When Omnicom fought off Carat to buy Manning Gottlieb Media (MW July 31 1997), TBWA International president Alasdair Ritchie said mysteriously: “We are working closely with Omnicom on a number of initiatives in media which should come to fruition later in the year.”
The year has now ended.
Eurospace, the joint venture set up between TBWA and Carat in 1991 to handle the advertising agency’s media buying, finally stopped operating last week, six months after the two parties announced plans to scrap it. The first signs of a new “initiative” began last week with the appointment of Eurospace chief operating officer Charlie Varley as international sales and marketing director for Optimum Media Directions (OMD) – the agency set up by Omnicom across Europe in 1996 (MW January 8).
It is understood that major decisions about OMD both in the UK and across Europe – which Omnicom agencies will be included, what OMD will actually do and who will run it – will be made by the end of this month.
You could call the whole Eurospace/MGM episode, when Omnicom pulled TBWA’s buying out of Eurospace and put it into MGM while moving its TV buying into sister-Omnicom agency BMP Optimum, a missed opportunity for Omnicom. It lost the battle to bring Eurospace clients, including Seagram, Nissan and Beiersdorf within the Omnicom network.
Carat UK chairman and chief executive Ray Kelly says: “Omnicom in the shape of MGM did speak to the clients, but the clients said they were happy with the service they were getting and decided to stay with us.”
But one source claims the real reason there was no pitched battle for the clients, was that TBWA chief executive officer Paul Simons signed a “hands-off” agreement with TMD Carat managing director Mark Craze. Simons was too preoccupied with stopping any more of his advertising clients from defecting, not to mention key agency staff, following the merger of TBWA and Simons Palmer last January, to pitch himself into a fight with Carat.

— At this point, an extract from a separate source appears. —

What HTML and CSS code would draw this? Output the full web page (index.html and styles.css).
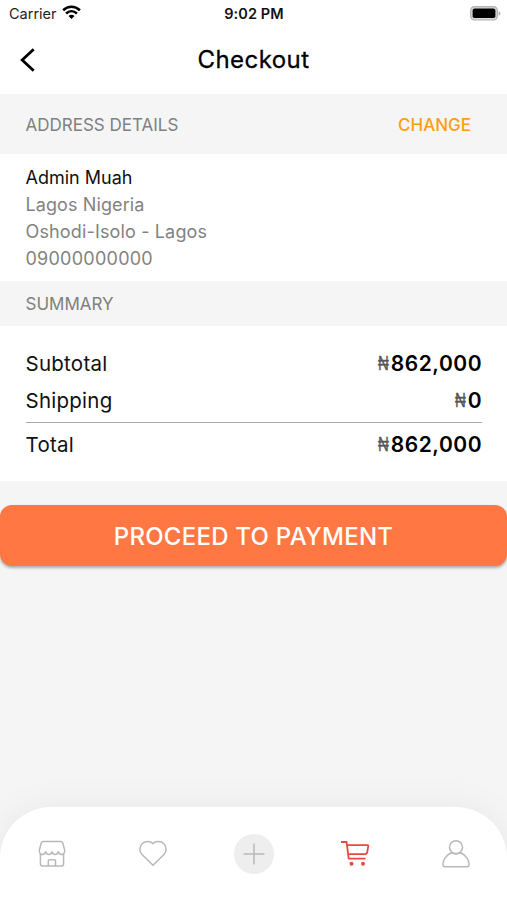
FILE: index.html
```html
<!DOCTYPE html>
<html lang="en">
<head>
<meta charset="utf-8">
<title>Checkout</title>
<link rel="stylesheet" href="styles.css">
</head>
<body>
<div class="screen">
  <div class="status">
    <div class="carrier"><span>Carrier</span>
      <svg width="19" height="15" viewBox="0 0 19 15" fill="none" stroke="#000" stroke-width="2.6"><path d="M1.1 5.3C6 .6 13 .6 17.9 5.3"/><path d="M4.1 8.5c3.2-3 7.6-3 10.8 0"/><path d="M6.5 10.9c1.8-1.6 4.2-1.6 6 0L9.5 14z" fill="#000" stroke="none"/></svg>
    </div>
    <span class="clock">9:02 PM</span>
    <svg class="battery" width="31" height="15" viewBox="0 0 31 15"><rect x=".7" y=".7" width="26.6" height="13.2" rx="3.8" fill="#ddd" stroke="#b5b5b5" stroke-width="1.4"/><rect x="2.6" y="2.6" width="22.8" height="9.4" rx="1.8"/><path d="M28.7 5.3c2.2.7 2.2 3.7 0 4.4z" fill="#aaa"/></svg>
  </div>
  <header class="header">
    <svg class="back" width="16" height="24" viewBox="0 0 16 24" fill="none" stroke="#000" stroke-width="2.8"><path d="M13.7 1.2 2.2 12l11.5 10.8"/></svg>
    <h1>Checkout</h1>
  </header>
  <div class="band band-address"><span class="t-address">ADDRESS DETAILS</span><a class="change">CHANGE</a></div>
  <section class="address">
    <p class="name">Admin Muah</p>
    <p class="city">Lagos Nigeria</p>
    <p class="area">Oshodi-Isolo - Lagos</p>
    <p class="phone">09000000000</p>
  </section>
  <div class="band band-summary"><span class="t-summary">SUMMARY</span></div>
  <section class="summary">
    <div class="row"><span>Subtotal</span><span class="amount"><i>₦</i><b>862,000</b></span></div>
    <div class="row"><span>Shipping</span><span class="amount"><i>₦</i><b>0</b></span></div>
    <div class="row total"><span>Total</span><span class="amount"><i>₦</i><b>862,000</b></span></div>
  </section>
  <button class="pay">PROCEED TO PAYMENT</button>
  <nav class="nav">
    <a><svg width="28" height="28" viewBox="0 0 28 28"><path d="M5.2 1.5h17.6q1.7 0 2.1 1.7l1.8 7.3q0 4-3.2 4-2.4 0-3.2-2.7-.9 2.7-3.2 2.7T14 11.8q-.9 2.7-3.1 2.7t-3.2-2.7q-.8 2.7-3.2 2.7-3.2 0-3.2-4l1.8-7.3q.4-1.7 2.1-1.7zM2.4 14v9.4q0 2.7 2.7 2.7h17.8q2.7 0 2.7-2.7V14M10.3 26v-5.1q0-1.2 1.2-1.2h4.8q1.2 0 1.2 1.2V26"/></svg></a>
    <a><svg width="28" height="28" viewBox="0 0 28 28"><path d="M14 25.3 2.8 14.2C-.5 10.8.7 3.4 6.7 1.8 9.8 1 12.4 1.9 14 3.7c1.6-1.8 4.2-2.7 7.3-1.9 6 1.6 7.2 9 3.9 12.4z"/></svg></a>
    <a class="add"><svg width="22" height="22" viewBox="0 0 22 22"><path d="M11 .6v20.8M.6 11h20.8"/></svg></a>
    <a class="cart"><svg width="30" height="28" viewBox="0 0 30 28"><path d="M1 2h5.6l2.1 16.6h16.8M7 5.1h20.5q1 0 .8 1.1L27.1 12.8q-.3 1.4-1.8 1.4H8.3"/><circle cx="11.5" cy="23.8" r="2"/><circle cx="23" cy="23.8" r="2"/></svg></a>
    <a><svg width="28" height="28" viewBox="0 0 28 28"><circle cx="14" cy="7.2" r="6.5"/><path d="M9.3 12.7C4.4 14.8 1 19.9.9 24.6q0 2.1 2.1 2.1h22q2.1 0 2.1-2.1c-.1-4.7-3.5-9.8-8.4-11.9-2.6 1.3-6.8 1.3-9.4 0z"/></svg></a>
  </nav>
</div>
</body>
</html>
```

FILE: styles.css
```css
* { box-sizing: border-box; }
body { margin: 0; font-family: Inter, "Liberation Sans", sans-serif; }
h1, p { margin: 0; font-weight: 400; }
.screen { width: 507px; height: 900px; display: flex; flex-direction: column; background: #f5f5f5; overflow: hidden; }
.status { flex: none; height: 27px; background: #fff; display: grid; grid-template-columns: 1fr auto 1fr; align-items: center; padding: 0 6px 0 9px; font-size: 14.5px; }
.carrier { display: flex; align-items: center; gap: 5px; color: #222; }
.carrier svg { margin-top: -2px; }
.clock { font-weight: 600; color: #111; padding-right: 2px; letter-spacing: .1px; }
.battery { justify-self: end; margin-top: -1px; }
.header { flex: none; height: 67px; background: #fff; display: grid; grid-template-columns: 40px 1fr 40px; align-items: center; padding: 0 20px 2px; }
h1 { font-size: 24px; text-align: center; letter-spacing: .45px; -webkit-text-stroke: .3px #000; }
.band { flex: none; display: flex; align-items: center; justify-content: space-between; padding: 0 36px 0 25.5px; font-size: 17px; color: #808080; }
.band-address { height: 60px; padding-top: 1px; }
.band-summary { height: 45px; }
.change { color: #ff9d12; font-weight: 500; }
.address { flex: none; height: 127px; background: #fff; padding: 10px 25.5px; font-size: 18px; line-height: 27px; color: #828282; }
.name { color: #111; letter-spacing: 0; }
.city { letter-spacing: .1px; }
.area { letter-spacing: .15px; }
.phone { letter-spacing: .25px; }
.summary { flex: none; height: 155px; background: #fff; padding: 19px 25px 0 25.5px; font-size: 20.5px; letter-spacing: .25px; color: #111; }
.row { height: 37px; display: flex; align-items: center; justify-content: space-between; }
.total { height: 44px; margin-top: 3px; border-top: 1px solid #aaa; }
.amount { display: flex; align-items: center; }
.amount b { font-weight: 600; font-size: 21px; letter-spacing: .5px; color: #000; }
.amount i { font: 400 20px "Liberation Sans", sans-serif; color: #555; -webkit-text-stroke: .3px #555; width: 15px; display: flex; justify-content: center; transform: scaleX(.75); }
.pay { flex: none; height: 61px; margin-top: 24px; padding-top: 3px; border: 0; border-radius: 12px; background: #ff7742; color: #fff; font: 500 24px Inter, sans-serif; letter-spacing: .25px; box-shadow: 0 2px 3px rgba(0,0,0,.3); }
.nav { flex: none; height: 93px; margin-top: auto; background: #fff; border-radius: 51px 51px 0 0; display: grid; grid-template-columns: repeat(5, 1fr); justify-items: center; align-items: center; padding-left: 1px; box-shadow: 0 0 36px rgba(0,0,0,.06); }
.nav a { display: flex; align-items: center; justify-content: center; width: 40px; height: 40px; border-radius: 50%; }
.nav svg { fill: none; stroke: #b9b9b9; stroke-width: 1.5; stroke-linejoin: round; }
.nav .add { background: #eee; }
.nav .cart svg { stroke: #e64a3f; stroke-width: 1.8; }
.nav .cart circle { fill: #e64a3f; stroke: none; }
```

Others have raised eyebrows at the choice of Varley to lead the search for new international clients. Comments on Varley range from “very good” to the very negative to “he is not really a team player. He needs to remember that other people have an opinion too”.
Omnicom has long been expected to turn OMD into a world-wide media brand. In France it is a successful brand under Viviane Prat, but elsewhere in Europe it is little more than a name on a door.
In the US, Omnicom has rebranded its US media unit Optimum Media. Last October, Michael Cooper, a senior executive from the TV network, Asia Business News, was hired to set up a media planning and buying service for DDB, BBDO and TBWA initially in Hong Kong and China.
To be decided in the next few weeks is what precisely will come under the OMD umbrella in the UK. One suggestion is that it will bring together all the media brands within the network – BMP Optimum, MGM, the part MGM-financed start-up agency The Allmond Partnership, New PHD – in which Omnicom has an interest through its minority share holding in AMV.BBDO – and possibly the media division of direct marketing agency WWAV Rapp Collins. The Allmond Partnership, under former Negotiation Centre director Nigel Allmond, will be chasing BT business in the 160m media review this spring. Allmond ran the BT account at his former CIA-owned agency.
Another possibility is that OMD will become a mass negotiation outfit, concentrating exclusively on TV buying. A hint of this comes from New PHD chief executive David Pattison who has gone on the record as saying the agency will become an enlarged media strategy specialist rather than a big buying shop. Is this another way of saying that New PHD’s buying will be done by OMD, leaving Pattison’s agency to concentrate on planning?
Either way the Omnicom style is to allow individual companies within the network to run themselves autonomously.
But there is doubt over what value there is in bringing all these brands together. And indeed whether it is practical, when Omnicom does not have a controlling stake in all of the agencies. According to some sources the idea has caused internal dissention, with some people feeling the idea is being imposed from the US.
OMD would not operate in the same way as, say, the WPP-owned MindShare, which has subsumed the J Walter Thompson media and The Network brands. With this model come the problems of shoehorning two different cultures and two different sets of senior personnel. But at least both are wholly owned and, therefore, integration is more manageable.
The logic behind OMD is clear. It should give coherence to Omnicom’s varied media interests. MGM, especially, will have a more defined role within the global network – at the moment Manning and Gottlieb report directly to New York.
It is also a clever way for Omnicom to have it both ways: on the one hand, claiming to be a mass buying point and leveraging huge discounts; on the other, claiming the media brands within OMD are separate and discrete agencies and so able to handle conflicting business.
Omnicom is now looking for a European head for OMD and is understood to have approached senior players from both inside, and outside, the media industry. By the time that appointment is made there should be a clearer picture of what OMD will actually be.